Iran’s desire to set up a Hezbollah for Iraq is nothing new, given groups like the Badr Corps and Jaysh al-Mahdi forces. “But Iraqi nationalism repeatedly has gotten in the way,” he said, though “unfortunately, Iran knows that they can impose through the barrel of a gun what they can’t win in hearts and minds.
With no will in the United States to stop them, the region has gotten much more dangerous.”
“First Beirut, then Damascus, now Baghdad, and next – even though it’s not Shi’ite – Amman,” Rubin said.
“Maliki has fallen back quite quickly on Iran, but that’s not a surprise” as he appears “to be relying on federal police, militias and Iranian units to defend Baghdad and [the eastern] Diyala [province] and then use reliable army units freed up to take offensive actions in Salah al-Din [province] and Nineveh,” Kirk Sowell, the Amman-based principal of Uticensis Risk Services, a Middle East-focused political risk firm, and Editor of the political risk newsletter, Inside Iraqi Politics, told the Post.
Asked about the durability of the Syria-Iraq border, Sowell responded that he does not see the border collapsing permanently.
But, he said, “It could be a very long time before Baghdad has anything like a real grip on all of Nineveh [province].”

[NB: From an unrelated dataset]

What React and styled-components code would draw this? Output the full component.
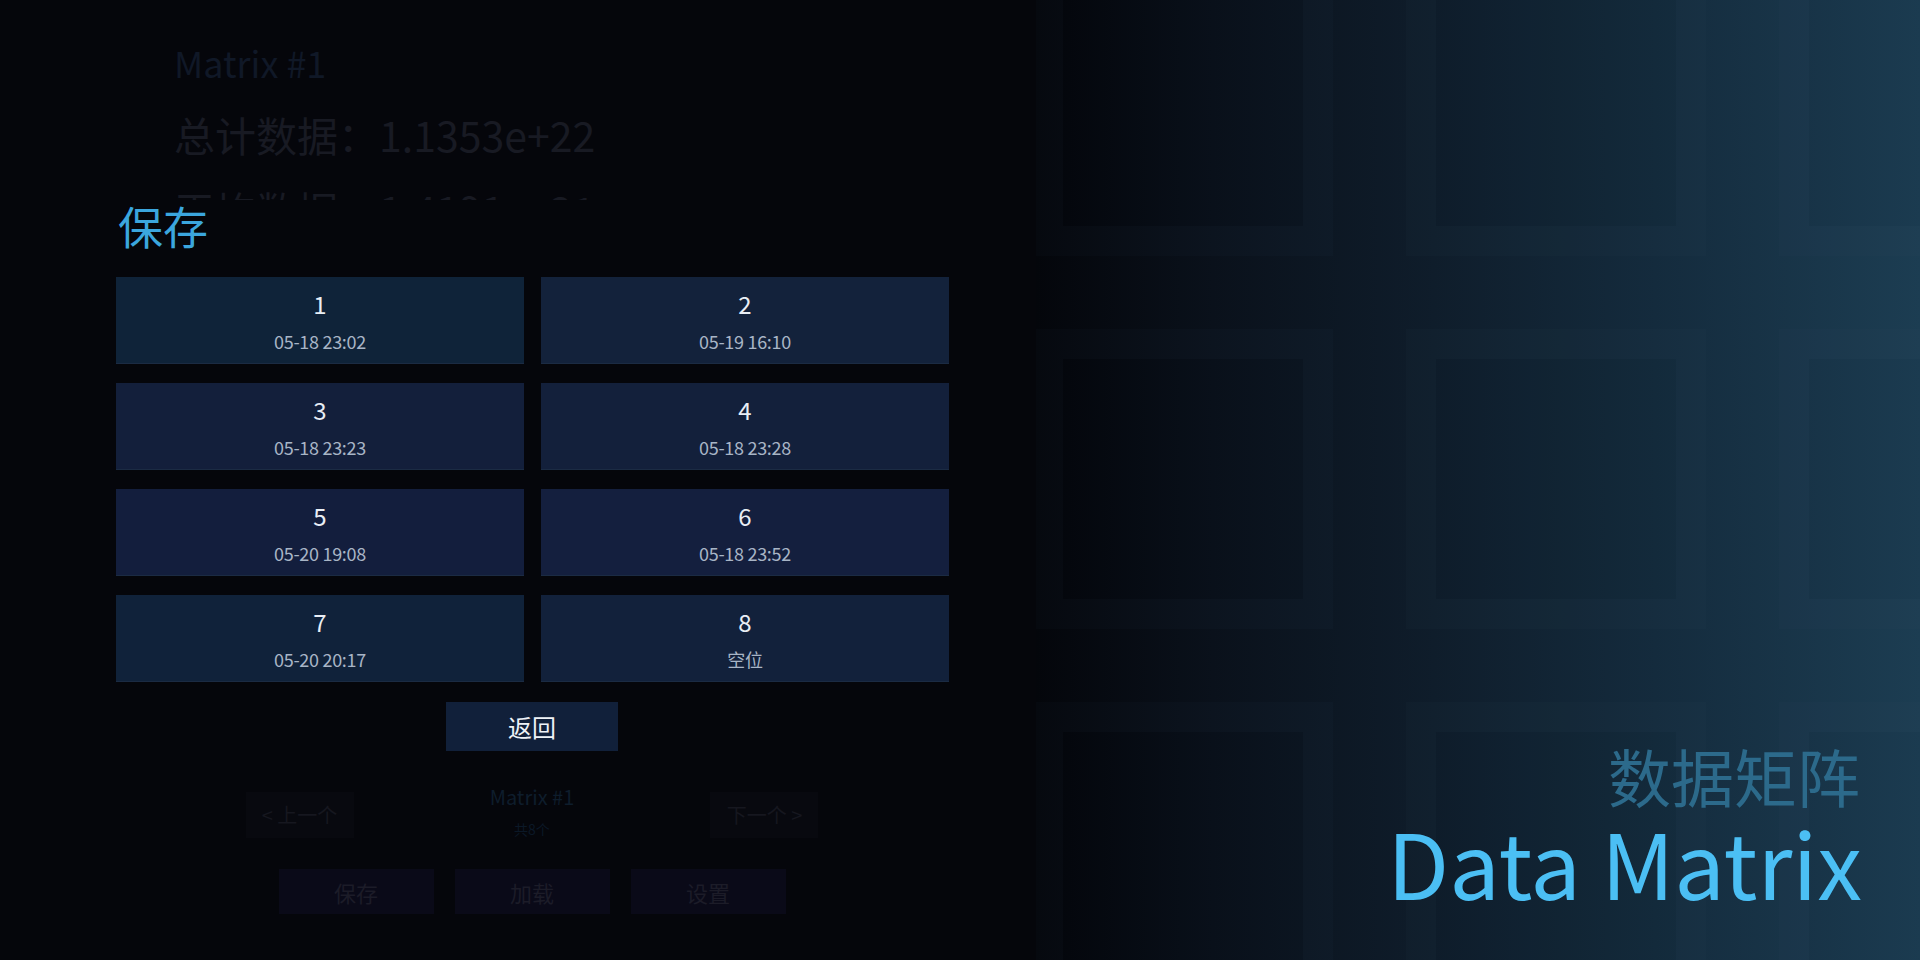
import styled, { createGlobalStyle } from "styled-components";

const GlobalStyle = createGlobalStyle`
  html, body {
    margin: 0;
    padding: 0;
    background: #05060b;
    overflow: hidden;
  }
  * {
    box-sizing: border-box;
  }
`;

const FONT = `"Noto Sans CJK SC", "Noto Sans", sans-serif`;

const slots = [
  { id: 1, time: "05-18 23:02", bg: "#0f2339" },
  { id: 2, time: "05-19 16:10", bg: "#13223b" },
  { id: 3, time: "05-18 23:23", bg: "#131f3b" },
  { id: 4, time: "05-18 23:28", bg: "#13203b" },
  { id: 5, time: "05-20 19:08", bg: "#131e3d" },
  { id: 6, time: "05-18 23:52", bg: "#141f3e" },
  { id: 7, time: "05-20 20:17", bg: "#10223a" },
  { id: 8, time: "空位", bg: "#12213b" },
];

const Page = styled.div`
  width: 1920px;
  height: 960px;
  display: flex;
  font-family: ${FONT};
`;

const LeftPanel = styled.div`
  width: 1036px;
  height: 100%;
  position: relative;
  background: #05060b;
  overflow: hidden;
`;

const AppScreen = styled.div`
  height: 100%;
  display: flex;
  flex-direction: column;
  padding: 44px 0 46px 0;
`;

const Header = styled.div`
  padding-left: 174px;
  display: flex;
  flex-direction: column;
`;

const DimTitle = styled.div`
  font-size: 36px;
  line-height: 1;
  color: #101827;
`;

const DimStat = styled.div`
  font-size: 41px;
  line-height: 1;
  color: #181a23;
  margin-top: ${(p) => p.$gap}px;
`;

const BottomArea = styled.div`
  margin-top: auto;
  padding-left: 28px;
  display: flex;
  flex-direction: column;
  align-items: center;
  gap: 30px;
`;

const NavRow = styled.div`
  width: 573px;
  display: flex;
  justify-content: space-between;
  align-items: center;
`;

const NavButton = styled.div`
  width: 108px;
  height: 46px;
  display: flex;
  align-items: center;
  justify-content: center;
  background: #08090f;
  color: #16171f;
  font-size: 20px;
`;

const NavInfo = styled.div`
  display: flex;
  flex-direction: column;
  align-items: center;
  gap: 8px;
  margin-top: -8px;
`;

const NavName = styled.div`
  font-size: 20px;
  color: #0e1d2c;
`;

const NavSub = styled.div`
  font-size: 14px;
  color: #0b1827;
`;

const ActionRow = styled.div`
  display: flex;
  gap: 21px;
`;

const ActionButton = styled.div`
  width: 155px;
  height: 45px;
  display: flex;
  align-items: center;
  justify-content: center;
  background: #0a0a18;
  color: #1c1c28;
  font-size: 22px;
`;

const Modal = styled.div`
  position: absolute;
  top: 200px;
  left: 96px;
  width: 872px;
  height: 575px;
  background: #05060b;
  padding: 3px 20px 0 20px;
  display: flex;
  flex-direction: column;
`;

const ModalTitle = styled.div`
  font-size: 45px;
  line-height: 1;
  color: #3ba6de;
  margin-left: 2px;
`;

const SlotGrid = styled.div`
  margin-top: 29px;
  display: grid;
  grid-template-columns: repeat(2, 408px);
  grid-auto-rows: 87px;
  column-gap: 17px;
  row-gap: 19px;
`;

const Slot = styled.div`
  background: ${(p) => p.$bg};
  border-bottom: 1px solid #1b2b43;
  display: flex;
  flex-direction: column;
  align-items: center;
  justify-content: center;
  gap: 16px;
  padding-top: 2px;
`;

const SlotNum = styled.div`
  font-size: 24px;
  line-height: 1;
  color: #e9eef5;
`;

const SlotTime = styled.div`
  font-size: 18px;
  line-height: 1;
  color: #a8b5c6;
  letter-spacing: -0.3px;
`;

const BackButton = styled.div`
  align-self: center;
  margin-top: 20px;
  width: 172px;
  height: 49px;
  background: #11203a;
  color: #eef2f7;
  font-size: 24px;
  display: flex;
  align-items: center;
  justify-content: center;
`;

const RightPanel = styled.div`
  flex: 1;
  position: relative;
  overflow: hidden;
  background: linear-gradient(
    90deg,
    #04060b 0%,
    #0a111b 20%,
    #0f1d2b 45%,
    #142b3d 70%,
    #1c3d52 100%
  );
  display: flex;
  flex-direction: column;
  justify-content: flex-end;
  align-items: flex-end;
  padding: 0 60px 54px 0;
`;

const TileLayer = styled.div`
  position: absolute;
  top: -44px;
  left: -3px;
  display: grid;
  grid-template-columns: repeat(3, 300px);
  grid-auto-rows: 300px;
  gap: 73px;
`;

const Tile = styled.div`
  border: 30px solid rgba(130, 185, 225, 0.026);
  background: rgba(0, 0, 0, 0.02);
`;

const Brand = styled.div`
  position: relative;
  display: flex;
  flex-direction: column;
  align-items: flex-end;
  gap: 10px;
`;

const BrandCn = styled.div`
  font-size: 63px;
  line-height: 1;
  color: #2c6a8b;
`;

const BrandEn = styled.div`
  font-size: 90px;
  line-height: 1;
  color: #4bbff4;
  margin-right: -2px;
`;

export default function App() {
  return (
    <>
      <GlobalStyle />
      <Page>
        <LeftPanel>
          <AppScreen>
            <Header>
              <DimTitle>Matrix #1</DimTitle>
              <DimStat $gap={34}>总计数据：1.1353e+22</DimStat>
              <DimStat $gap={34}>平均数据：1.4191e+21</DimStat>
            </Header>
            <BottomArea>
              <NavRow>
                <NavButton>&lt; 上一个</NavButton>
                <NavInfo>
                  <NavName>Matrix #1</NavName>
                  <NavSub>共8个</NavSub>
                </NavInfo>
                <NavButton>下一个 &gt;</NavButton>
              </NavRow>
              <ActionRow>
                <ActionButton>保存</ActionButton>
                <ActionButton>加载</ActionButton>
                <ActionButton>设置</ActionButton>
              </ActionRow>
            </BottomArea>
          </AppScreen>
          <Modal>
            <ModalTitle>保存</ModalTitle>
            <SlotGrid>
              {slots.map((s) => (
                <Slot key={s.id} $bg={s.bg}>
                  <SlotNum>{s.id}</SlotNum>
                  <SlotTime>{s.time}</SlotTime>
                </Slot>
              ))}
            </SlotGrid>
            <BackButton>返回</BackButton>
          </Modal>
        </LeftPanel>
        <RightPanel>
          <TileLayer>
            {Array.from({ length: 9 }).map((_, i) => (
              <Tile key={i} />
            ))}
          </TileLayer>
          <Brand>
            <BrandCn>数据矩阵</BrandCn>
            <BrandEn>Data Matrix</BrandEn>
          </Brand>
        </RightPanel>
      </Page>
    </>
  );
}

He added that the Shia cannot just hunker down and defend against attacks. To be effective they must move on the offensive against the terrorists.
Sowell noted that the Nineveh area “is not a viable economic entity without the link to Baghdad, especially if it is attached to the jihadist mess in eastern Syria.”
“The tribal and commercial elites in Nineveh have an overwhelming interest in reconciliation as long as they can get Baghdad to make some concessions,” said Sowell.
“The latest developments have shown that Iran managed to be the great winner by increasing its influence in the three important countries of the Fertile Crescent: Lebanon, Syria and Iraq; by improving its image in the West and by opening new vistas of cooperation with the US,” Prof. Ofra Bengio, editor of the forthcoming book Kurdish Awakening: Nation-Building in a Fragmented Homeland, told the Post on Sunday.
“There is no doubt that the latest developments in Iraq and especially the Kurds’ taking control of Kirkuk have significantly boosted Kurdish standing and the urge to declare independence,” she said.
“For the Kurds who call Kirkuk their Jerusalem, keeping Kirkuk means moving forward an extra mile towards independence. Pressure on them to give up control of the oil rich region might come from three possible sources: ISIS, Baghdad and the US,” explained Bengio, a senior research fellow at the Moshe Dayan Center for Middle Eastern and African Studies at Tel Aviv University. “However each of the three is engaged now in more urgent issues, so the Kurds will use the vacuum to bolster their standing there.”
Daniel Pipes, President of the Middle East Forum, told the Post that “Tehran has been busy making Iraq a virtual satellite state since the US-led invasion in 2003, and especially since American forces left at the end of 2011.”
“The process is quite far along. One consequence of the takeover is discrimination against and persecution of Sunnis, prompting frequent revolts, especially in 2006 and now,” said Pipes.
Pipes believes that the best result in the region would be a breakdown of the colonial borders and the creation of a separate Kurdistan entity.